I believe in the ancient Buddhist world, they sometimes had the idea that, rather than light coming into the eyes, somehow the eyes go out to touch the object out there – to grab the object. Certainly, when I am really intensely wanting something, afraid of something, or curious about something, I can almost feel that my head goes forward and my eyes open more. As if my eyeballs are popping out a little bit to see – what's that? Or I might be straining, trying to really look at something carefully and minutely – trying to make sense of it. I can feel the strain in my eyes.
One of the wonderful ways to practice mindfulness – to have a reference point – is to learn how to let awareness of seeing be calm and easeful. Generally, in relaxed, easy eyesight – it does not have to be conscious even – the eyes are slightly moving around. The eyes are not held fixed. Fixedly held eyes strain and get tired. But relaxed eyes float in the eye socket. They are looking a little bit here and there. Looking at a particular object, the eyes might look at the perimeter and at different parts of it. The eyes roam around.
Allowing the eyes to roam gently can release a lot of stress and fixation in the mind. Because when the eyes roam, it is more difficult for the mind to stay fixated on its preoccupation. The more fixated we are on our inner concerns or thoughts, the more the eyes tend to be held tight. They do not have that floating feeling.
One of the ways to do this, in mindfulness of seeing, is to settle back and allow sights to come to you. Do not go looking for anything. See, but do not look – the difference being that looking is an active, intentional act: to look for something. If someone says, "look over there", then you look. People do not say, "See over there". If they say, "What do you see?", it is not necessarily a request to go looking. But if your eyes are looking in that direction, see what comes to your eyes – what comes into awareness.
One of the ways to cultivate mindfulness and develop it is at each of the six sense doors. Begin to appreciate a relaxed, quiet way of receiving the sensations at each sense door – today, with seeing. Just that alone is a wonderful exercise. If you are fortunate enough to be a passenger in a car – for me, a bus or a train is even better – just let the eyes gaze out on the countryside and the scenery around you as you are driving. Let the eyes just float, look and relax. Do not hold on to anything. Keep the eyes soft. When I was a teenager, I used to get very calm looking out train windows – just looking at things going by. That can be very nice.
In this exercise on the six sense doors, the practice is to know the object that we are seeing – to know we are seeing something – and to know the eyes, and to be able to see in a relaxed way. But then also to notice one of the things that is in between. Specifically, this exercise is about noticing the knot. This is sometimes translated into English as a "fetter". But I think the Pāli word is better rendered as the word "knot". "Fetter" can imply that we are fettered – we are hindered by something (which is true). Knot means we are knotted up in it or entangled in it. I personally prefer the language of entanglement – being knotted up in something.

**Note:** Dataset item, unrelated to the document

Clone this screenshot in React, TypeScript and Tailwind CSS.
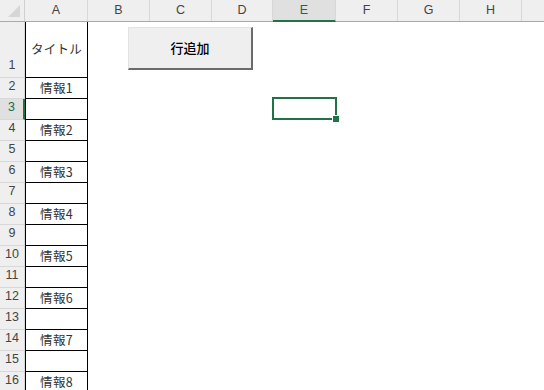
import React from 'react';

const cols = [
  { name: 'A', w: 'w-[63px]' },
  { name: 'B', w: 'w-[62px]' },
  { name: 'C', w: 'w-[62px]' },
  { name: 'D', w: 'w-[61px]' },
  { name: 'E', w: 'w-[63px]' },
  { name: 'F', w: 'w-[62px]' },
  { name: 'G', w: 'w-[62px]' },
  { name: 'H', w: 'w-[62px]' },
  { name: '', w: 'w-[62px]' },
];

const rows = Array.from({ length: 16 }, (_, i) => i + 1);

const cellText = (r: number) => {
  if (r === 1) return 'タイトル';
  if (r % 2 === 0) return `情報${r / 2}`;
  return '';
};

const App: React.FC = () => {
  return (
    <div className="relative w-[544px] h-[390px] overflow-hidden bg-white font-['Noto_Sans_CJK_JP',sans-serif] text-[#222]">
      {/* column headers */}
      <div className="flex h-[21px] bg-[#efefef] border-b border-[#a9a9a9] box-content">
        <div className="w-[25px] shrink-0 relative border-r border-[#d0d0d0]">
          <div className="absolute right-[4px] bottom-[4px] w-0 h-0 border-l-[12px] border-l-transparent border-b-[12px] border-b-[#d6d6d6]"></div>
        </div>
        {cols.map((c, i) => (
          <div
            key={i}
            className={`${c.w} shrink-0 flex items-center justify-center text-[12.5px] font-['Liberation_Sans',sans-serif] border-r border-[#d8d8d8] ${
              c.name === 'E' ? 'bg-[#e0e0e0] text-[#1d6b40] border-b-2 border-b-[#217346] -mb-px' : 'text-[#444]'
            }`}
          >
            {c.name}
          </div>
        ))}
      </div>

      {/* rows */}
      {rows.map(r => (
        <div key={r} className={`flex ${r === 1 ? 'h-[56px]' : 'h-[21px]'}`}>
          <div
            className={`w-[25px] shrink-0 flex items-end justify-center pb-[2px] text-[12.5px] font-['Liberation_Sans',sans-serif] border-b border-[#d8d8d8] ${
              r === 3 ? 'bg-[#e0e0e0] text-[#1d6b40] border-r-2 border-r-[#217346]' : 'bg-[#efefef] text-[#444] border-r border-[#a9a9a9]'
            }`}
          >
            {r}
          </div>
          <div className="w-[63px] shrink-0 flex items-center justify-center border-l border-r border-b border-black text-[12.5px] tracking-[0.3px] leading-none text-[#333]">
            {cellText(r)}
          </div>
          <div className="flex-1"></div>
        </div>
      ))}

      {/* form button */}
      <div className="absolute left-[128px] top-[27px] w-[125px] h-[43px] bg-[#efefef] border-t border-l border-[#e2e2e2] border-r-2 border-b-2 border-r-[#6b6b6b] border-b-[#6b6b6b] flex items-center justify-center text-[13px] font-medium text-black">
        行追加
      </div>

      {/* active cell E3 */}
      <div className="absolute left-[272px] top-[97px] w-[65px] h-[23px] border-2 border-[#217346]">
        <div className="absolute -right-[4px] -bottom-[4px] w-[6px] h-[6px] bg-[#217346] outline outline-1 outline-white"></div>
      </div>
    </div>
  );
};

export default App;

When I have some problem with my computer, and my eyesight is knotted up – entangled in trying to figure out what is going on here – I am looking, and my eyes are not relaxed. Rather than just gazing at the issue and letting the a quiet inner exploration figure it out, I might be entangled and caught in the issue.
It is possible to become aware that there is the object we see, there are the eyes that are seeing, and then there is what is in between. Some of you might have more of a sense that the knot is in the mind – behind the eyes. But between the two, or in addition to the two, there is the way we are knotted up. These things are entangled with each other, so that the way that we are looking is not relaxed and easeful. Instead, we are looking in a way that is caught, preoccupied or concerned with what we are looking at. This becomes stressful for the eyes. They become locked, and they get tight and tired. They have lost the relaxed way of being.
One of the reasons to cultivate mindfulness of seeing is to learn develop the capacity for this relaxed gaze, so that we become more sensitive to the knots when they occur. This is not an incidental exercise that the Buddha gave us. But rather, it is another perspective from which we can become aware of all the ways we get attached. Every attachment is an attachment at some particular sense door. As we become aware of each of the different sense doors, this awareness is a different angle for becoming aware of attachment itself.
Sometimes it is what we see; sometimes what we hear, taste, smell, or touch, and then the mind door is a big one. This particular exercise in satipaṭṭhāna very carefully and repeatedly goes through each of these six sense doors, and talks about seeing the sense door and seeing the object. This first exercise is about knowing sight and sight objects: knowing the eye that is seeing, and knowing the knot that is between them.
More than that, this teaching is also about knowing the manner in which that knot arises, seeing it appear,and then letting go of it. Seeing the appearance of a knot, when it first occurs, is an amazing vantage point where it is easier to let go. So – relaxed seeing, noticing how the eyes get locked in and knotted up, but noticing that just as it occurs, and then letting it go.
Today, as you go about your day over the next 24 hours, you might give special attention to seeing. See if you can learn greater ways of looking in a relaxed way – calm relaxed looking, where the eyes can look at things and even study them. But do it in a very relaxed receptive mode. As you get the hang of that, maybe then you can start noticing when the eyes are not that way – when they are locked or straining. That is the knot. Maybe you can let go of it. That is the introduction to the topic for this week: mindfulness at the six sense doors. Thank you.